— START OF MATERIAL SHOWN —
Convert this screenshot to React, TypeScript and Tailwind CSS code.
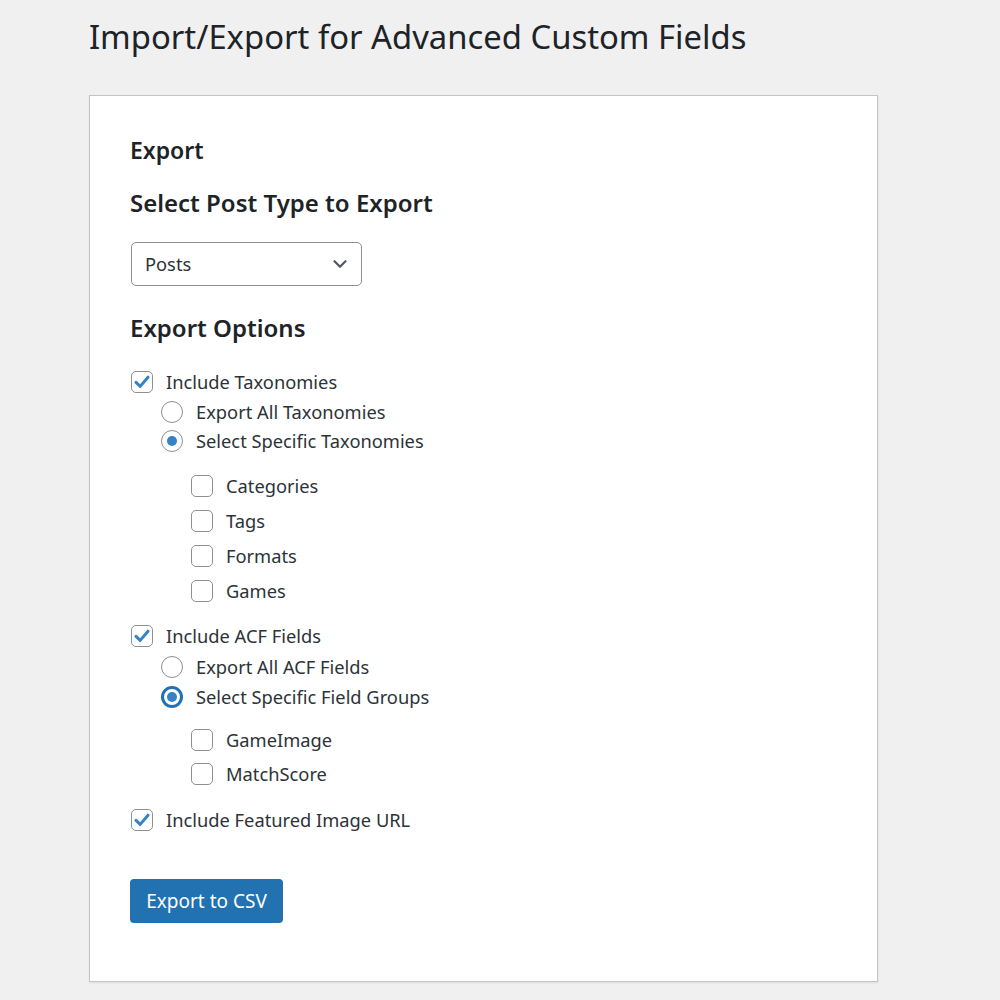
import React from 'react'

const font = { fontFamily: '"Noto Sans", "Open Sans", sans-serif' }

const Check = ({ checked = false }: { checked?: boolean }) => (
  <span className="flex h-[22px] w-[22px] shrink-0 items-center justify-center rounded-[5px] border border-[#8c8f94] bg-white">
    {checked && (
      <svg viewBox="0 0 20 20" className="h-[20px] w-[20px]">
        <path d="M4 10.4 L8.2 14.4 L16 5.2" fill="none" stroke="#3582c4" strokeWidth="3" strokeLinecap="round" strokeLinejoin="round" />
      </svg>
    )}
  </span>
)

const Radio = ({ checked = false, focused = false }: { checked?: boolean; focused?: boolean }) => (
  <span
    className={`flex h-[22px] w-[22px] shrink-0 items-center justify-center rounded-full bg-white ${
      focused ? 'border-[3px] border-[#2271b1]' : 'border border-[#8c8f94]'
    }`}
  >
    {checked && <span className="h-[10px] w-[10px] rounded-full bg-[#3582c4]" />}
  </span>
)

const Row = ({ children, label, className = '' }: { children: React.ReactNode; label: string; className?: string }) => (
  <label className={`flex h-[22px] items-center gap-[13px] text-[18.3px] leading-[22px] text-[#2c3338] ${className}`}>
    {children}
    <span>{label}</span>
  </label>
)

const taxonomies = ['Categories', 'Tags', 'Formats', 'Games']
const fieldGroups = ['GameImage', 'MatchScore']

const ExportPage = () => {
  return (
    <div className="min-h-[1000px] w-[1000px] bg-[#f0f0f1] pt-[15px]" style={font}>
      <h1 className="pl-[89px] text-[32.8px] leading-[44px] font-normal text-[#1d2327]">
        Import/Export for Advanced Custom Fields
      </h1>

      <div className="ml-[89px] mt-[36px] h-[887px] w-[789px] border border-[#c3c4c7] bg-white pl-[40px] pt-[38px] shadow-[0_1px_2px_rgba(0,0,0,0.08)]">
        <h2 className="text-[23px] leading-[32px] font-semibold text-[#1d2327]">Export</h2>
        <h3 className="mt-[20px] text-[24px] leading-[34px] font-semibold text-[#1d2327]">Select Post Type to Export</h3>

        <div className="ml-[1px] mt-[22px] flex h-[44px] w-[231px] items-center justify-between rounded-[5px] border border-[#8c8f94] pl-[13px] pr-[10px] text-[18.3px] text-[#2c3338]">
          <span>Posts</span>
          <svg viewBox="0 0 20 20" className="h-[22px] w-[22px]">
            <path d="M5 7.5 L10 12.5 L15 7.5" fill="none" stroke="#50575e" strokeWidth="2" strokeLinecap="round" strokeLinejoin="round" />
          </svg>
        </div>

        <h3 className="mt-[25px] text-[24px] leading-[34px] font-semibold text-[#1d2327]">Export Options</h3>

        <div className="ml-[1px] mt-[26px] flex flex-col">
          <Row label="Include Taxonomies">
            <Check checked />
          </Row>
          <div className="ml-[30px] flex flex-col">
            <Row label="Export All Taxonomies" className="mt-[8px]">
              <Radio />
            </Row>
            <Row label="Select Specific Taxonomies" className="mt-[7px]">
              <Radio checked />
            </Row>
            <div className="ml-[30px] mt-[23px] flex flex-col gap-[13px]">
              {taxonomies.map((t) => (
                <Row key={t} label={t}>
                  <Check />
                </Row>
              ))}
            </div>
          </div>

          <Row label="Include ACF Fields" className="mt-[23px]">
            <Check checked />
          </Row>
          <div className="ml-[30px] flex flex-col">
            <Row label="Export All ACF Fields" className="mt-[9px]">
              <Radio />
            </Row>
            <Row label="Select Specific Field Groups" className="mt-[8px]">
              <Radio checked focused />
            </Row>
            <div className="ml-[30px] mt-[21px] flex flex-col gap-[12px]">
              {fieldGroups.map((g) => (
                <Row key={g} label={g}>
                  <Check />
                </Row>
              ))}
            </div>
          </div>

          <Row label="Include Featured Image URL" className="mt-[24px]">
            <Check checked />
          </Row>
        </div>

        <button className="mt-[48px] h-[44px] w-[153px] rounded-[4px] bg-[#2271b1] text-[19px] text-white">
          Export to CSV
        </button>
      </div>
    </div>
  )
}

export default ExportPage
— END OF MATERIAL SHOWN —
— START OF MATERIAL SHOWN —
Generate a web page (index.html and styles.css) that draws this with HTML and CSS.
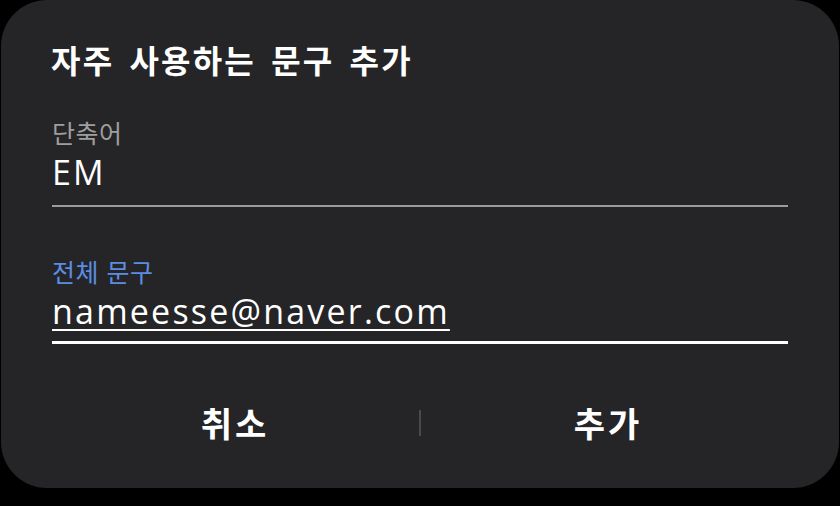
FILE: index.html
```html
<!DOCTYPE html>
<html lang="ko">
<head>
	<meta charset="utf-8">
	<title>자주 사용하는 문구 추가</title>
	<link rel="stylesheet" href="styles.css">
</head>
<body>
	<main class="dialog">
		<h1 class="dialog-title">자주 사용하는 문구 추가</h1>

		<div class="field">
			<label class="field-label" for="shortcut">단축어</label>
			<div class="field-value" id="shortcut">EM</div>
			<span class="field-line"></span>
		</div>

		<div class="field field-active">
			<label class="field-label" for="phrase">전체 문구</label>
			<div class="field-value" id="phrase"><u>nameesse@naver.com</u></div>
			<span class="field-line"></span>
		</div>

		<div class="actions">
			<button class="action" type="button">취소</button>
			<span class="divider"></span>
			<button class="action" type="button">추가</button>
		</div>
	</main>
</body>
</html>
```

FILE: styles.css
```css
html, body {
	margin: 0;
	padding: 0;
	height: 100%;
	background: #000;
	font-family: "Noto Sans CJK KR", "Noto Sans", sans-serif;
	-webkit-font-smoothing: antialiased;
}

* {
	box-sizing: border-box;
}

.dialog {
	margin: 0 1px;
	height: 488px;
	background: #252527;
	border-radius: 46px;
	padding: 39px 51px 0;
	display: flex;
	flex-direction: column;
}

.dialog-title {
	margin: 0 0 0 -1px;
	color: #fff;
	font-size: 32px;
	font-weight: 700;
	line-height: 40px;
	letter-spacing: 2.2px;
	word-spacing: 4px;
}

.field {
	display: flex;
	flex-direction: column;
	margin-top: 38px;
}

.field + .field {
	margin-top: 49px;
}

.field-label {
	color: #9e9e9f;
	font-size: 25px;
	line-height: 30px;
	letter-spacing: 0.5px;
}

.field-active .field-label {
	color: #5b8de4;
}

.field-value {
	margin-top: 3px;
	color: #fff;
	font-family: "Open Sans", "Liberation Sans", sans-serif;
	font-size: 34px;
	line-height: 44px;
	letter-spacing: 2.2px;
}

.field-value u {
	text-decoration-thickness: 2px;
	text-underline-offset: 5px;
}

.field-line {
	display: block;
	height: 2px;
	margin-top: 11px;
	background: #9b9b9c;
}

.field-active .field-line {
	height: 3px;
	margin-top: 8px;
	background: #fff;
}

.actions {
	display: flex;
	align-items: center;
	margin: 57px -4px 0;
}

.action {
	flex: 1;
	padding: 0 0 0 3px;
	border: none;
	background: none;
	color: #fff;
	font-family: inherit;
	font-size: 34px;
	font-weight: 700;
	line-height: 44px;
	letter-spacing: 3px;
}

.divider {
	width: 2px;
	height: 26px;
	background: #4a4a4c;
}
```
— END OF MATERIAL SHOWN —
PROBLEM DETAILS
From the listing above, report the number of lines containing the string "this", without any accompanying remarks.

FULL RESPONSE
2